Beatrice and Virgil by Yann Martel

Well, here’s a book that has split opinion in the reading world! If anything, more people seem to have hated than loved it, and there have been a number of truly vitriolic reviews, which is perhaps inevitable when a non-Jewish author takes on a subject like the Holocaust. Frequent complaints seem to be that people feel that their emotions are being manipulated, that Martel oversimplifies complex situations, that it’s offensive that he equates animals with Jews, that he makes the reader feel grubby. A further charge is that he said that there isn’t any fiction  about the Holocaust.

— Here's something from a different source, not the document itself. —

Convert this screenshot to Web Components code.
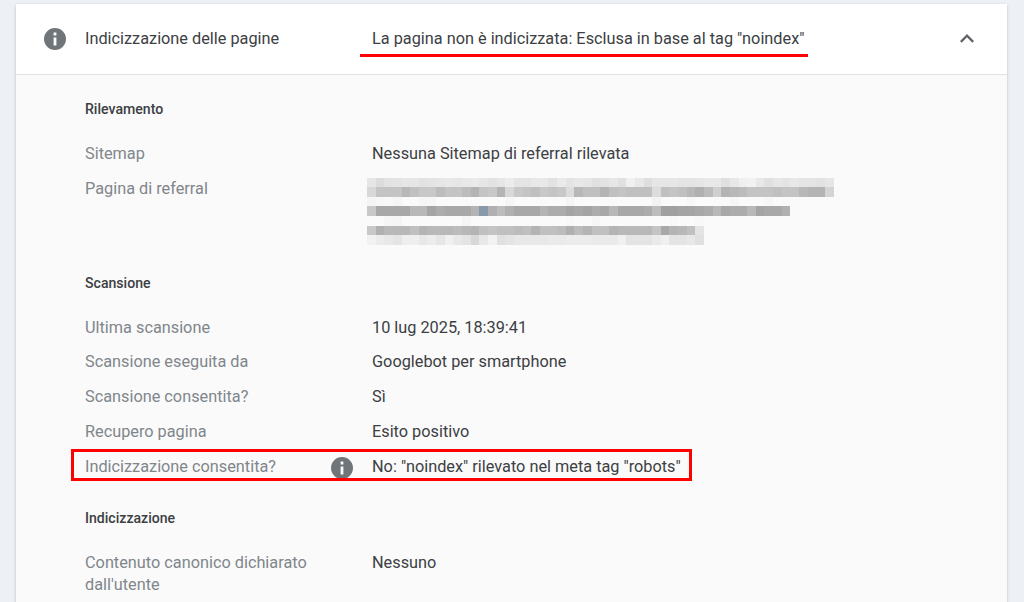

On the latter charge, I think what he was actually saying was that works about the Holocaust have been largely concerned with historical realism, and that the field is dominated by accounts by historians and a small percentage of survivors. Novelists have tended to emulate this approach, not least because there is the very difficult and sensitive question of ownership to overcome. One of the most characteristic features of traumatic events is the way in which it separates survivors from everyone else: people feel that only their fellow victims truly understand the experience and can become angry and defensive about depictions of both event and trauma. There’s an unintended elitism in this, and it’s not helped by insensitivity on the part of the wider public, who have their own lives to get on with and forget how long emotional scars can persist. In Beatrice and Virgil Martel talks about the need to define a means “to talk-about so that we might live-with” and to find a label – “the Horrors” – which act both to locate the past within everyday language but at the same time to function as a memorial. His exploration, through the endearingly innocent Beatrice and Virgil, of how we might create everyday signifiers, a sewing kit to stitch life back together again, is entirely pertinent. The survivor of trauma soon learns that he or she will, before much time has passed, meet with either prurience or ennui: the world is busy with its own concerns and has neither time nor inclination to worry about bleeding hearts. So they are offended when they read the torture scene near the end of Beatrice and Virgil, and angry that they have been made to feel complicit – but we are complicit, because while I write this, and you read it, someone somewhere is being tortured, and what are we doing about it? We’re thinking about something else as fast as we can. Oh, and on another level, we are every minute of every day compounding the greatest ecological disaster imaginable, and frankly I have no compunction in comparing the wholesale slaughter and extinction of other species to the Holocaust. If we spent a bit more time remembering the evils humanity has perpetuated, we might not be so ready to feel superior to the animals we share the planet with. Over-simplification? Or looking for the essential truth?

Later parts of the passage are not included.